▶ WHAT YOU ARE ASKED TO DO: Give the data again exactly as written, skipping any pictures.

++++ PROVIDED DATA

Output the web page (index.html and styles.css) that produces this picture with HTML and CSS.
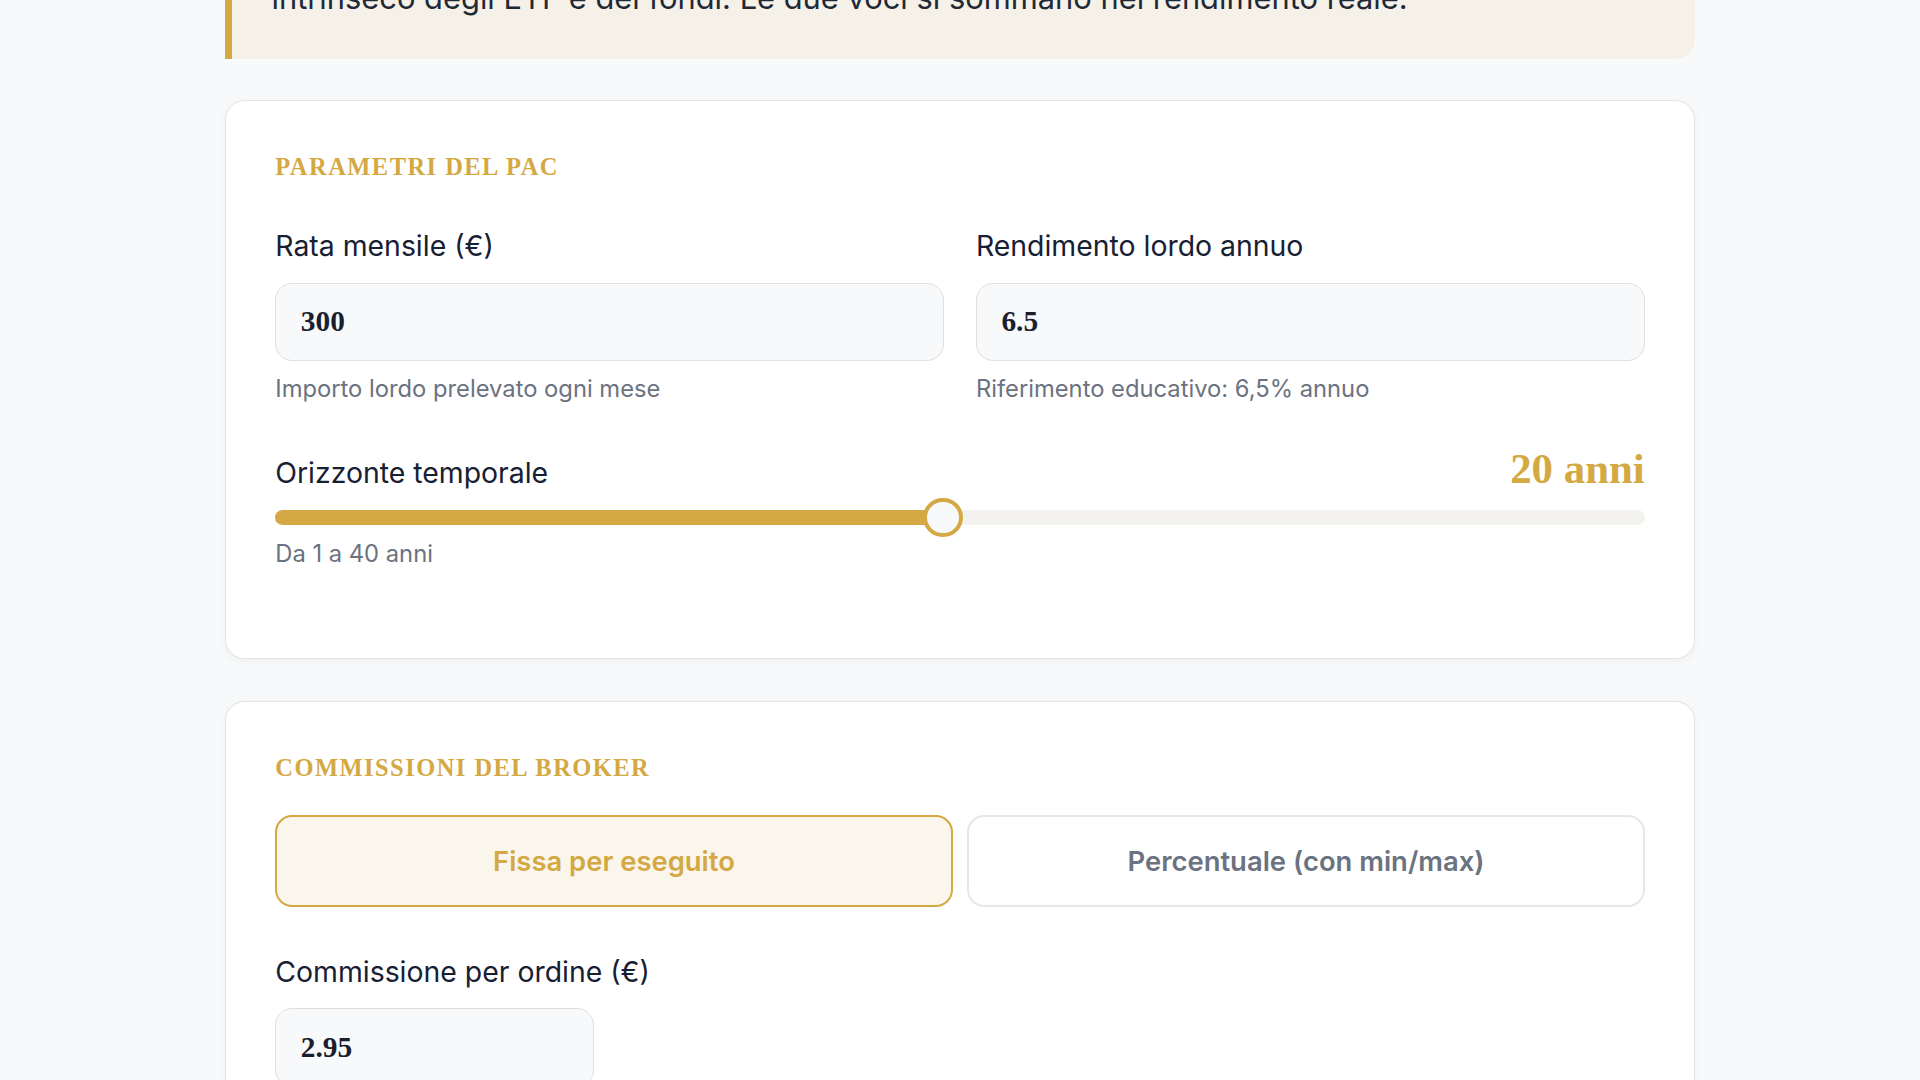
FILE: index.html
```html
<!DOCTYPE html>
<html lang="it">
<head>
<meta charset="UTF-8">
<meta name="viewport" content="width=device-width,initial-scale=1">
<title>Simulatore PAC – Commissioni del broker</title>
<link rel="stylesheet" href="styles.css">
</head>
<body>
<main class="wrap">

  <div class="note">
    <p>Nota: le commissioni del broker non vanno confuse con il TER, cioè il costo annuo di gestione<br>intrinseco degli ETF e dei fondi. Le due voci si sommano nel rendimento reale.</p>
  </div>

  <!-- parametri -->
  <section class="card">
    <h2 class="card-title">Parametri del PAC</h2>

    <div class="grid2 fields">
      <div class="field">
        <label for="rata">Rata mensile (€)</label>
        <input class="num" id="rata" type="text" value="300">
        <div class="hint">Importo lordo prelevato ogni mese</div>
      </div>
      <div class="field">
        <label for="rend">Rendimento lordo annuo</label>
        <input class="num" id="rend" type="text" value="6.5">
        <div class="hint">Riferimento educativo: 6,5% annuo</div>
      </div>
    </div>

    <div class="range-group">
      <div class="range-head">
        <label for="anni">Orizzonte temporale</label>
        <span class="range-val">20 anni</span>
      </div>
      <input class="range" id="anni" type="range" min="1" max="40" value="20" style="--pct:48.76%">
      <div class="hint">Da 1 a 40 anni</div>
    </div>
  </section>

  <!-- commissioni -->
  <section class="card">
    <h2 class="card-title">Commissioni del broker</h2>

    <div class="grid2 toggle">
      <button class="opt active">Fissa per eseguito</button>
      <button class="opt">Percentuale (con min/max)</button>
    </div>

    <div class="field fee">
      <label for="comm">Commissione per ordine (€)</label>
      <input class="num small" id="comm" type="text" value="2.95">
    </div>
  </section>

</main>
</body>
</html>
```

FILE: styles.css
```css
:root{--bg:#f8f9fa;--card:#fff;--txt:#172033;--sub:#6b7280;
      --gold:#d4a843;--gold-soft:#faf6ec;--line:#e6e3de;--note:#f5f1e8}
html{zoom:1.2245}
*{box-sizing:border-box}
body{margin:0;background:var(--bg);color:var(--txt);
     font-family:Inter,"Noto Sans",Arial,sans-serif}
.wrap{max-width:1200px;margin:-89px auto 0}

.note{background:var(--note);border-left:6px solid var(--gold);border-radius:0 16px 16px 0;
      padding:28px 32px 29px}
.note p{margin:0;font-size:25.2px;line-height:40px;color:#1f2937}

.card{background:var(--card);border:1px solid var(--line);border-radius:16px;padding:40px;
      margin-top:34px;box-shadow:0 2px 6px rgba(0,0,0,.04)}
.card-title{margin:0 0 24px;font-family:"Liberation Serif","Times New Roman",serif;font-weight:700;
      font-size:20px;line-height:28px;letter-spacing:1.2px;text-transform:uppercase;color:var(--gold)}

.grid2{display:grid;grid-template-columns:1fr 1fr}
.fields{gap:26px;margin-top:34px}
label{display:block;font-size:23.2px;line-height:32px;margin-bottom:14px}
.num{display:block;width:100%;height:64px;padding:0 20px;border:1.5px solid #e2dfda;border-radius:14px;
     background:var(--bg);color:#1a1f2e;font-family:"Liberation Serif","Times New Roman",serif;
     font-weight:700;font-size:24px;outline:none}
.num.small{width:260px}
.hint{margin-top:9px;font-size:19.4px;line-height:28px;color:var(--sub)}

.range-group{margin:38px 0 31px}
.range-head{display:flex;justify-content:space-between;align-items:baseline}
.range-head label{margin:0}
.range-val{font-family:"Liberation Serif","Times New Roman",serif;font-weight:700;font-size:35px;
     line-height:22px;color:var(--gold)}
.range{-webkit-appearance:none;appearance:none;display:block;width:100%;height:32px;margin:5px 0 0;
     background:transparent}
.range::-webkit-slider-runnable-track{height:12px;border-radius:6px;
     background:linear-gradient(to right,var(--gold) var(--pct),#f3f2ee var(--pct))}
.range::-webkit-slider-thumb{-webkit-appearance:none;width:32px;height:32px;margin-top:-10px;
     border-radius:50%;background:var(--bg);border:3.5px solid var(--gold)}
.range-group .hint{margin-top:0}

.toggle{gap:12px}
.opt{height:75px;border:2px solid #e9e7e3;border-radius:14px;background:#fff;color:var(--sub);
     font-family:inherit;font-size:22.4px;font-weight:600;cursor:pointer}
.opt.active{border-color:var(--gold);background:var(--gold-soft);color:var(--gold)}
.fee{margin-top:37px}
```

++++++++

▶ OUTPUT FOR THIS EXERCISE:
Output the web page (index.html and styles.css) that produces this picture with HTML and CSS.
FILE: index.html
```html
<!DOCTYPE html>
<html lang="it">
<head>
<meta charset="UTF-8">
<meta name="viewport" content="width=device-width,initial-scale=1">
<title>Simulatore PAC – Commissioni del broker</title>
<link rel="stylesheet" href="styles.css">
</head>
<body>
<main class="wrap">

  <div class="note">
    <p>Nota: le commissioni del broker non vanno confuse con il TER, cioè il costo annuo di gestione<br>intrinseco degli ETF e dei fondi. Le due voci si sommano nel rendimento reale.</p>
  </div>

  <!-- parametri -->
  <section class="card">
    <h2 class="card-title">Parametri del PAC</h2>

    <div class="grid2 fields">
      <div class="field">
        <label for="rata">Rata mensile (€)</label>
        <input class="num" id="rata" type="text" value="300">
        <div class="hint">Importo lordo prelevato ogni mese</div>
      </div>
      <div class="field">
        <label for="rend">Rendimento lordo annuo</label>
        <input class="num" id="rend" type="text" value="6.5">
        <div class="hint">Riferimento educativo: 6,5% annuo</div>
      </div>
    </div>

    <div class="range-group">
      <div class="range-head">
        <label for="anni">Orizzonte temporale</label>
        <span class="range-val">20 anni</span>
      </div>
      <input class="range" id="anni" type="range" min="1" max="40" value="20" style="--pct:48.76%">
      <div class="hint">Da 1 a 40 anni</div>
    </div>
  </section>

  <!-- commissioni -->
  <section class="card">
    <h2 class="card-title">Commissioni del broker</h2>

    <div class="grid2 toggle">
      <button class="opt active">Fissa per eseguito</button>
      <button class="opt">Percentuale (con min/max)</button>
    </div>

    <div class="field fee">
      <label for="comm">Commissione per ordine (€)</label>
      <input class="num small" id="comm" type="text" value="2.95">
    </div>
  </section>

</main>
</body>
</html>
```

FILE: styles.css
```css
:root{--bg:#f8f9fa;--card:#fff;--txt:#172033;--sub:#6b7280;
      --gold:#d4a843;--gold-soft:#faf6ec;--line:#e6e3de;--note:#f5f1e8}
html{zoom:1.2245}
*{box-sizing:border-box}
body{margin:0;background:var(--bg);color:var(--txt);
     font-family:Inter,"Noto Sans",Arial,sans-serif}
.wrap{max-width:1200px;margin:-89px auto 0}

.note{background:var(--note);border-left:6px solid var(--gold);border-radius:0 16px 16px 0;
      padding:28px 32px 29px}
.note p{margin:0;font-size:25.2px;line-height:40px;color:#1f2937}

.card{background:var(--card);border:1px solid var(--line);border-radius:16px;padding:40px;
      margin-top:34px;box-shadow:0 2px 6px rgba(0,0,0,.04)}
.card-title{margin:0 0 24px;font-family:"Liberation Serif","Times New Roman",serif;font-weight:700;
      font-size:20px;line-height:28px;letter-spacing:1.2px;text-transform:uppercase;color:var(--gold)}

.grid2{display:grid;grid-template-columns:1fr 1fr}
.fields{gap:26px;margin-top:34px}
label{display:block;font-size:23.2px;line-height:32px;margin-bottom:14px}
.num{display:block;width:100%;height:64px;padding:0 20px;border:1.5px solid #e2dfda;border-radius:14px;
     background:var(--bg);color:#1a1f2e;font-family:"Liberation Serif","Times New Roman",serif;
     font-weight:700;font-size:24px;outline:none}
.num.small{width:260px}
.hint{margin-top:9px;font-size:19.4px;line-height:28px;color:var(--sub)}

.range-group{margin:38px 0 31px}
.range-head{display:flex;justify-content:space-between;align-items:baseline}
.range-head label{margin:0}
.range-val{font-family:"Liberation Serif","Times New Roman",serif;font-weight:700;font-size:35px;
     line-height:22px;color:var(--gold)}
.range{-webkit-appearance:none;appearance:none;display:block;width:100%;height:32px;margin:5px 0 0;
     background:transparent}
.range::-webkit-slider-runnable-track{height:12px;border-radius:6px;
     background:linear-gradient(to right,var(--gold) var(--pct),#f3f2ee var(--pct))}
.range::-webkit-slider-thumb{-webkit-appearance:none;width:32px;height:32px;margin-top:-10px;
     border-radius:50%;background:var(--bg);border:3.5px solid var(--gold)}
.range-group .hint{margin-top:0}

.toggle{gap:12px}
.opt{height:75px;border:2px solid #e9e7e3;border-radius:14px;background:#fff;color:var(--sub);
     font-family:inherit;font-size:22.4px;font-weight:600;cursor:pointer}
.opt.active{border-color:var(--gold);background:var(--gold-soft);color:var(--gold)}
.fee{margin-top:37px}
```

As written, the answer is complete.